22 August 2011

Die Jo-Jos der Avantgarde



Eine Frau in mittleren Jahren verteilt die Zeitschrift „Spartakist“, es riecht nach Bratwurst und gebrannten Mandeln. Rastafaris verkaufen tropische Cocktails, vor der Roten Flora gibt es „Soli-Bier“ für einszwanzig, am Kuchenstand läuft Punk. Schwangere Mütter mit bereits geschlüpftem Nachwuchs im Tragetuch blättern in Kisten mit angeschmuddelten Platten der Dead Kennedys, und trotz der Hitze würden viele hier eher auf Dixieklos verzichten als auf ihr Palästinensertuch:


Hach, ich liebe das Schanzenfest.

Es erinnert mich an alte Studienzeiten in Marburg.
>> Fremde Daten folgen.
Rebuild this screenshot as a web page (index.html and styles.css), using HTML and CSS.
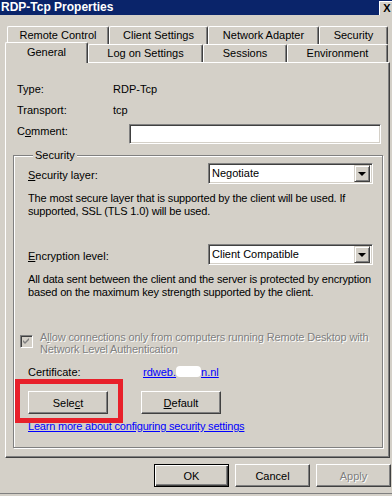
FILE: index.html
```html
<!DOCTYPE html>
<html lang="en">

<head>
  <meta charset="UTF-8">
  <meta name="viewport" content="width=device-width, initial-scale=1.0">
  <title>RDP-Tcp Properties</title>
  <link rel="stylesheet" href="styles.css">
</head>

<body>
  <div class="dialog">
    <div class="titlebar">
      <span class="title">RDP-Tcp Properties</span>
      <span class="close">X</span>
    </div>

    <div class="tabs">
      <div class="tabrow back">
        <div class="tab t-remote">Remote Control</div>
        <div class="tab t-client">Client Settings</div>
        <div class="tab t-network">Network Adapter</div>
        <div class="tab t-security">Security</div>
      </div>
      <div class="tabrow front">
        <div class="tab t-general active">General</div>
        <div class="tab t-logon">Log on Settings</div>
        <div class="tab t-sessions">Sessions</div>
        <div class="tab t-env">Environment</div>
      </div>
    </div>

    <div class="panel">
      <div class="info">
        <span>Type:</span><span>RDP-Tcp</span>
        <span>Transport:</span><span>tcp</span>
      </div>
      <div class="comment-row">
        <label>C<u>o</u>mment:</label>
        <div class="textbox"></div>
      </div>

      <fieldset class="group">
        <legend>Security</legend>

        <div class="setting first">
          <label><u>S</u>ecurity layer:</label>
          <div class="combo"><span>Negotiate</span><i class="drop"></i></div>
        </div>
        <p class="desc">The most secure layer that is supported by the client will be used. If<br>supported, SSL (TLS 1.0) will be used.</p>

        <div class="setting second">
          <label><u>E</u>ncryption level:</label>
          <div class="combo"><span>Client Compatible</span><i class="drop"></i></div>
        </div>
        <p class="desc">All data sent between the client and the server is protected by encryption<br>based on the maximum key strength supported by the client.</p>

        <div class="check-row">
          <span class="checkbox">
            <svg width="7" height="7" viewBox="0 0 7 7"><path d="M0 2 L2 4 L6 0 L6 2 L2 6 L0 4 Z" fill="#808080"/></svg>
          </span>
          <span class="disabled">A<u>l</u>low connections only from computers running Remote Desktop with<br>Network Level Authentication</span>
        </div>

        <div class="cert-row">
          <span>Certificate:</span>
          <a class="link">rdweb.<span class="redact"></span>n.nl</a>
        </div>

        <div class="btn-row">
          <button class="btn">Sele<u>c</u>t</button>
          <button class="btn"><u>D</u>efault</button>
        </div>

        <a class="link learn">Learn more about configuring security settings</a>
      </fieldset>
    </div>

    <div class="footer">
      <button class="btn default">OK</button>
      <button class="btn">Cancel</button>
      <button class="btn disabled">Apply</button>
    </div>
    <div class="edge"></div>

    <div class="callout"></div>
  </div>
</body>

</html>
```

FILE: styles.css
```css
body {
  margin: 0;
  background-color: #d4d0c8;
  font-family: "Liberation Sans", Arial, sans-serif;
  font-size: 11px;
  line-height: 13px;
  color: #000;
}

.dialog {
  position: relative;
  width: 392px;
  height: 496px;
  overflow: hidden;
  white-space: nowrap;
}

u {
  text-decoration: underline;
}

/* title bar */

.titlebar {
  height: 15px;
  background-color: #0a246a;
  display: flex;
  align-items: center;
  justify-content: space-between;
}

.title {
  color: #fff;
  font-weight: bold;
  font-size: 12px;
  padding-left: 1px;
}

.close {
  width: 14px;
  height: 13px;
  margin-right: -2px;
  background-color: #d4d0c8;
  border-top: 1px solid #fff;
  border-left: 1px solid #fff;
  font-weight: bold;
  font-size: 11px;
  line-height: 13px;
  text-align: center;
}

/* tabs */

.tabs {
  margin-top: 11px;
}

.tabrow {
  display: flex;
  height: 18px;
  align-items: flex-end;
}

.tabrow.back {
  padding-left: 7px;
}

.tabrow.front {
  padding-left: 5px;
}

.tab {
  box-sizing: border-box;
  height: 18px;
  border-top: 1px solid #fff;
  border-left: 1px solid #fff;
  border-right: 1px solid #404040;
  box-shadow: inset -1px 0 0 #808080;
  border-radius: 2px 2px 0 0;
  text-align: center;
  padding-top: 2px;
  background-color: #d4d0c8;
}

.t-remote { width: 102px; }
.t-client { width: 99px; }
.t-network { width: 111px; }
.t-security { width: 69px; }
.t-general { width: 83px; }
.t-logon { width: 115px; }
.t-sessions { width: 84px; }
.t-env { width: 101px; }

.tab.active {
  position: relative;
  z-index: 1;
  height: 21px;
  margin-bottom: -1px;
  padding-top: 3px;
}

/* panel */

.panel {
  box-sizing: border-box;
  width: 385px;
  height: 396px;
  margin-left: 5px;
  border-top: 1px solid #fff;
  border-left: 1px solid #fff;
  border-right: 1px solid #404040;
  border-bottom: 1px solid #404040;
  box-shadow: inset -1px -1px 0 #808080;
  padding-top: 20px;
}

.info {
  display: grid;
  grid-template-columns: 96px auto;
  row-gap: 8px;
  margin-left: 11px;
}

.comment-row {
  display: flex;
  align-items: flex-start;
  margin-left: 11px;
  margin-top: 7px;
}

.comment-row label {
  width: 112px;
  padding-top: 1px;
}

.textbox {
  box-sizing: border-box;
  width: 252px;
  height: 20px;
  background-color: #fff;
  border-top: 1px solid #808080;
  border-left: 1px solid #808080;
  border-right: 1px solid #fff;
  border-bottom: 1px solid #fff;
  box-shadow: inset 1px 1px 0 #404040, inset -1px -1px 0 #d4d0c8;
}

/* security group */

.group {
  margin: 5px 6px 0 7px;
  padding: 0 8px 14px 14px;
  border: 1px solid #808080;
  box-shadow: inset 1px 1px 0 #fff, 1px 1px 0 #fff;
}

.group legend {
  padding: 0 2px;
  margin-left: 5px;
  background-color: #d4d0c8;
}

.setting {
  display: grid;
  grid-template-columns: 180px 165px;
  align-items: center;
}

.setting label {
  padding-top: 4px;
}

.setting.first {
  margin-top: 1px;
}

.setting.second {
  margin-top: 26px;
}

.combo {
  box-sizing: border-box;
  height: 21px;
  display: flex;
  align-items: center;
  justify-content: space-between;
  background-color: #fff;
  border-top: 1px solid #808080;
  border-left: 1px solid #808080;
  border-right: 1px solid #fff;
  border-bottom: 1px solid #fff;
  box-shadow: inset 1px 1px 0 #404040, inset -1px -1px 0 #d4d0c8;
  padding: 2px 2px 2px 3px;
}

.drop {
  box-sizing: border-box;
  width: 16px;
  height: 17px;
  background-color: #d4d0c8;
  border-top: 1px solid #d4d0c8;
  border-left: 1px solid #d4d0c8;
  border-right: 1px solid #404040;
  border-bottom: 1px solid #404040;
  box-shadow: inset 1px 1px 0 #fff, inset -1px -1px 0 #808080;
  display: flex;
  align-items: center;
  justify-content: center;
}

.drop::after {
  content: "";
  border-left: 4px solid transparent;
  border-right: 4px solid transparent;
  border-top: 4px solid #000;
  margin-top: 1px;
}

.desc {
  margin: 8px 0 0 0;
  letter-spacing: -0.15px;
}

.check-row {
  display: flex;
  align-items: flex-start;
  margin-top: 32px;
  margin-left: -8px;
  line-height: 12px;
  letter-spacing: -0.15px;
}

.checkbox {
  box-sizing: border-box;
  flex: none;
  width: 13px;
  height: 13px;
  margin-top: 4px;
  margin-right: 7px;
  display: flex;
  align-items: center;
  justify-content: center;
  background-color: #d4d0c8;
  border-top: 1px solid #808080;
  border-left: 1px solid #808080;
  border-right: 1px solid #fff;
  border-bottom: 1px solid #fff;
  box-shadow: inset 1px 1px 0 #404040, inset -1px -1px 0 #d4d0c8;
}

.disabled {
  color: #808080;
  text-shadow: 1px 1px 0 #fff;
}

.cert-row {
  display: grid;
  grid-template-columns: 115px auto;
  margin-top: 11px;
}

.link {
  color: #0000ff;
  text-decoration: underline;
}

.redact {
  display: inline-block;
  width: 25px;
  height: 11px;
  vertical-align: -1px;
  background-color: #fff;
  border-radius: 4px;
}

.btn-row {
  display: flex;
  gap: 33px;
  margin-top: 12px;
}

.btn {
  box-sizing: border-box;
  width: 80px;
  height: 23px;
  padding: 0;
  font-family: inherit;
  font-size: 11px;
  color: #000;
  background-color: #d4d0c8;
  border-top: 1px solid #fff;
  border-left: 1px solid #fff;
  border-right: 1px solid #404040;
  border-bottom: 1px solid #404040;
  box-shadow: inset -1px -1px 0 #808080;
}

.learn {
  display: block;
  margin-top: 6px;
  letter-spacing: -0.2px;
}

/* footer */

.footer {
  display: flex;
  justify-content: flex-end;
  gap: 6px;
  margin-top: 6px;
  padding-right: 1px;
}

.footer .btn {
  width: 75px;
}

.footer .btn.default {
  border: 1px solid #000;
  box-shadow: inset 1px 1px 0 #fff, inset -1px -1px 0 #404040, inset -2px -2px 0 #808080;
}

.footer .btn.disabled {
  color: #808080;
}

.edge {
  margin-top: 6px;
  height: 1px;
  background-color: #808080;
}

/* red highlight drawn over the screenshot */

.callout {
  position: absolute;
  left: 15px;
  top: 379px;
  width: 108px;
  height: 44px;
  box-sizing: border-box;
  border: 5px solid #e8202a;
}
```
Man fühlt sich links und gut, das ganze Schulterblatt ist gesperrt, Tausende schieben sich übers Pflaster, vorbei an Transparenten und Ständen mit veganem Hack, und ich mit meinem Rad mitten in der Masse, während eine Frau rechts von mir ihrem Begleiter zuraunt: „Warum müssen diese Leute auch ihr Fahrrad mitbringen …“


Tagsüber ist das Schanzenfest ein wunderbarer Ort voller Sonne, Familien und aufrecht ums Weltwohl Besorgter, doch wenn es dunkel wird, brennen seit einigen Jahren rituell die Barrikaden.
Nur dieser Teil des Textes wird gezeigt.